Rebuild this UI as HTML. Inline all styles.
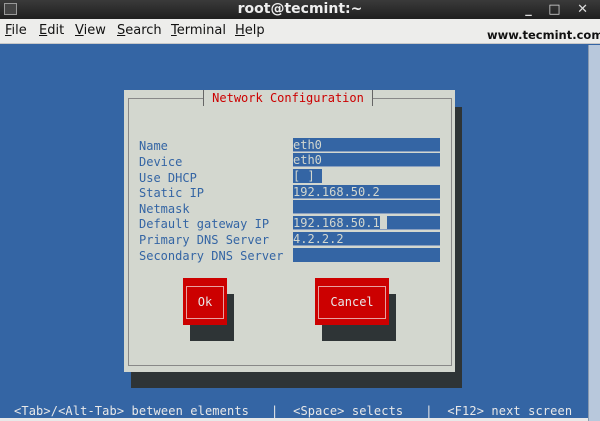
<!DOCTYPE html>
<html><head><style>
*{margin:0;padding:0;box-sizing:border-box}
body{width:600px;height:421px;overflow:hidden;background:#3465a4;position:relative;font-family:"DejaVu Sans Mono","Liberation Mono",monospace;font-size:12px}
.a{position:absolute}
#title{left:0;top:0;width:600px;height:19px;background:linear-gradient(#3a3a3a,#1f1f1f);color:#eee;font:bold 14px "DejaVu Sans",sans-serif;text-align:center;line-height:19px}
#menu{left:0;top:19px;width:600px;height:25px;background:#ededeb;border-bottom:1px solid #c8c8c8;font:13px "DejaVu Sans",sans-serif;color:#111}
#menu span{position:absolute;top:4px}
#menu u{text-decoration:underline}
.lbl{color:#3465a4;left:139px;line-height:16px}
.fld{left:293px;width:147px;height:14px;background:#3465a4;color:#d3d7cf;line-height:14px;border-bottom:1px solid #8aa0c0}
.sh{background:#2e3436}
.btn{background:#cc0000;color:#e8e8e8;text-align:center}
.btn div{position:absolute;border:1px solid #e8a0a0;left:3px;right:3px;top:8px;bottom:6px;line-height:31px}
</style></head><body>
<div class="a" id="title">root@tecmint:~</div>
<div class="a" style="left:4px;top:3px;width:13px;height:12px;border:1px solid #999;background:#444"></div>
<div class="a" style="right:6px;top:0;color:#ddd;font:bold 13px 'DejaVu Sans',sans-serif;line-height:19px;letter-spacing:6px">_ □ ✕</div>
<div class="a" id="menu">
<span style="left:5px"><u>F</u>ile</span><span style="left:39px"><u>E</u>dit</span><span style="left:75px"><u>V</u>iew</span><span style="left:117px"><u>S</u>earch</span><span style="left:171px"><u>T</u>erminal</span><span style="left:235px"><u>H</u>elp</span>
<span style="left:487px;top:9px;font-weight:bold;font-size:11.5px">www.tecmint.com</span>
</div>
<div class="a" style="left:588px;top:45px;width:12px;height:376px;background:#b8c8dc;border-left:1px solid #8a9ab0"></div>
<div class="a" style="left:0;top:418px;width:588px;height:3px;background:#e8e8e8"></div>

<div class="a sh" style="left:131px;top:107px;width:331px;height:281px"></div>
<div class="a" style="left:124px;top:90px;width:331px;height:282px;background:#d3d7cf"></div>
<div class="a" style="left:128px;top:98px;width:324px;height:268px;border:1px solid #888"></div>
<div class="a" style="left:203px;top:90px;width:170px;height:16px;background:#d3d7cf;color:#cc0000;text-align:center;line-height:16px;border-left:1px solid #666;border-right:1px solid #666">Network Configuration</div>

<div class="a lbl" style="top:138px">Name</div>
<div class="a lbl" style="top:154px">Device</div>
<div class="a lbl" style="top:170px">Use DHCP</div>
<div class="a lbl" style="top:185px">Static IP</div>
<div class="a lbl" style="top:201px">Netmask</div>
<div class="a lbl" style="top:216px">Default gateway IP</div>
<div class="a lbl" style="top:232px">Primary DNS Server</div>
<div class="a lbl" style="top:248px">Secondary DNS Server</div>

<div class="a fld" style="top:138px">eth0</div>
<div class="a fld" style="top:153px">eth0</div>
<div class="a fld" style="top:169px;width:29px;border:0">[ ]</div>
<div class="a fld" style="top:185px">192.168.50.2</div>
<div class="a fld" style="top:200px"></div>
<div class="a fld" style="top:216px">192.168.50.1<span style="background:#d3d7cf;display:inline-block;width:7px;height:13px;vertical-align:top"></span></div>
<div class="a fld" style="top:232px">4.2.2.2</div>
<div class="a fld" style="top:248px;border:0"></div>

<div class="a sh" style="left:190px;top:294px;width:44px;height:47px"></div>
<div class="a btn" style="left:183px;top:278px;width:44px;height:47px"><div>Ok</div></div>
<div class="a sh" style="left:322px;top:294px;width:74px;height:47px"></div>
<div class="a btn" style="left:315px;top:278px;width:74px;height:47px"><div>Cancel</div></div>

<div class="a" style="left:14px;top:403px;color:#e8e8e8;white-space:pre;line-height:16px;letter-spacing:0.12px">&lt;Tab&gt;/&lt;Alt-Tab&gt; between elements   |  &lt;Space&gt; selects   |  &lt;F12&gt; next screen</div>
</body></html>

#### [What to produce]
Repeat the data above exactly, but not the pictures.

#### [Solution to the exercise]
Rebuild this UI as HTML. Inline all styles.
<!DOCTYPE html>
<html><head><style>
*{margin:0;padding:0;box-sizing:border-box}
body{width:600px;height:421px;overflow:hidden;background:#3465a4;position:relative;font-family:"DejaVu Sans Mono","Liberation Mono",monospace;font-size:12px}
.a{position:absolute}
#title{left:0;top:0;width:600px;height:19px;background:linear-gradient(#3a3a3a,#1f1f1f);color:#eee;font:bold 14px "DejaVu Sans",sans-serif;text-align:center;line-height:19px}
#menu{left:0;top:19px;width:600px;height:25px;background:#ededeb;border-bottom:1px solid #c8c8c8;font:13px "DejaVu Sans",sans-serif;color:#111}
#menu span{position:absolute;top:4px}
#menu u{text-decoration:underline}
.lbl{color:#3465a4;left:139px;line-height:16px}
.fld{left:293px;width:147px;height:14px;background:#3465a4;color:#d3d7cf;line-height:14px;border-bottom:1px solid #8aa0c0}
.sh{background:#2e3436}
.btn{background:#cc0000;color:#e8e8e8;text-align:center}
.btn div{position:absolute;border:1px solid #e8a0a0;left:3px;right:3px;top:8px;bottom:6px;line-height:31px}
</style></head><body>
<div class="a" id="title">root@tecmint:~</div>
<div class="a" style="left:4px;top:3px;width:13px;height:12px;border:1px solid #999;background:#444"></div>
<div class="a" style="right:6px;top:0;color:#ddd;font:bold 13px 'DejaVu Sans',sans-serif;line-height:19px;letter-spacing:6px">_ □ ✕</div>
<div class="a" id="menu">
<span style="left:5px"><u>F</u>ile</span><span style="left:39px"><u>E</u>dit</span><span style="left:75px"><u>V</u>iew</span><span style="left:117px"><u>S</u>earch</span><span style="left:171px"><u>T</u>erminal</span><span style="left:235px"><u>H</u>elp</span>
<span style="left:487px;top:9px;font-weight:bold;font-size:11.5px">www.tecmint.com</span>
</div>
<div class="a" style="left:588px;top:45px;width:12px;height:376px;background:#b8c8dc;border-left:1px solid #8a9ab0"></div>
<div class="a" style="left:0;top:418px;width:588px;height:3px;background:#e8e8e8"></div>

<div class="a sh" style="left:131px;top:107px;width:331px;height:281px"></div>
<div class="a" style="left:124px;top:90px;width:331px;height:282px;background:#d3d7cf"></div>
<div class="a" style="left:128px;top:98px;width:324px;height:268px;border:1px solid #888"></div>
<div class="a" style="left:203px;top:90px;width:170px;height:16px;background:#d3d7cf;color:#cc0000;text-align:center;line-height:16px;border-left:1px solid #666;border-right:1px solid #666">Network Configuration</div>

<div class="a lbl" style="top:138px">Name</div>
<div class="a lbl" style="top:154px">Device</div>
<div class="a lbl" style="top:170px">Use DHCP</div>
<div class="a lbl" style="top:185px">Static IP</div>
<div class="a lbl" style="top:201px">Netmask</div>
<div class="a lbl" style="top:216px">Default gateway IP</div>
<div class="a lbl" style="top:232px">Primary DNS Server</div>
<div class="a lbl" style="top:248px">Secondary DNS Server</div>

<div class="a fld" style="top:138px">eth0</div>
<div class="a fld" style="top:153px">eth0</div>
<div class="a fld" style="top:169px;width:29px;border:0">[ ]</div>
<div class="a fld" style="top:185px">192.168.50.2</div>
<div class="a fld" style="top:200px"></div>
<div class="a fld" style="top:216px">192.168.50.1<span style="background:#d3d7cf;display:inline-block;width:7px;height:13px;vertical-align:top"></span></div>
<div class="a fld" style="top:232px">4.2.2.2</div>
<div class="a fld" style="top:248px;border:0"></div>

<div class="a sh" style="left:190px;top:294px;width:44px;height:47px"></div>
<div class="a btn" style="left:183px;top:278px;width:44px;height:47px"><div>Ok</div></div>
<div class="a sh" style="left:322px;top:294px;width:74px;height:47px"></div>
<div class="a btn" style="left:315px;top:278px;width:74px;height:47px"><div>Cancel</div></div>

<div class="a" style="left:14px;top:403px;color:#e8e8e8;white-space:pre;line-height:16px;letter-spacing:0.12px">&lt;Tab&gt;/&lt;Alt-Tab&gt; between elements   |  &lt;Space&gt; selects   |  &lt;F12&gt; next screen</div>
</body></html>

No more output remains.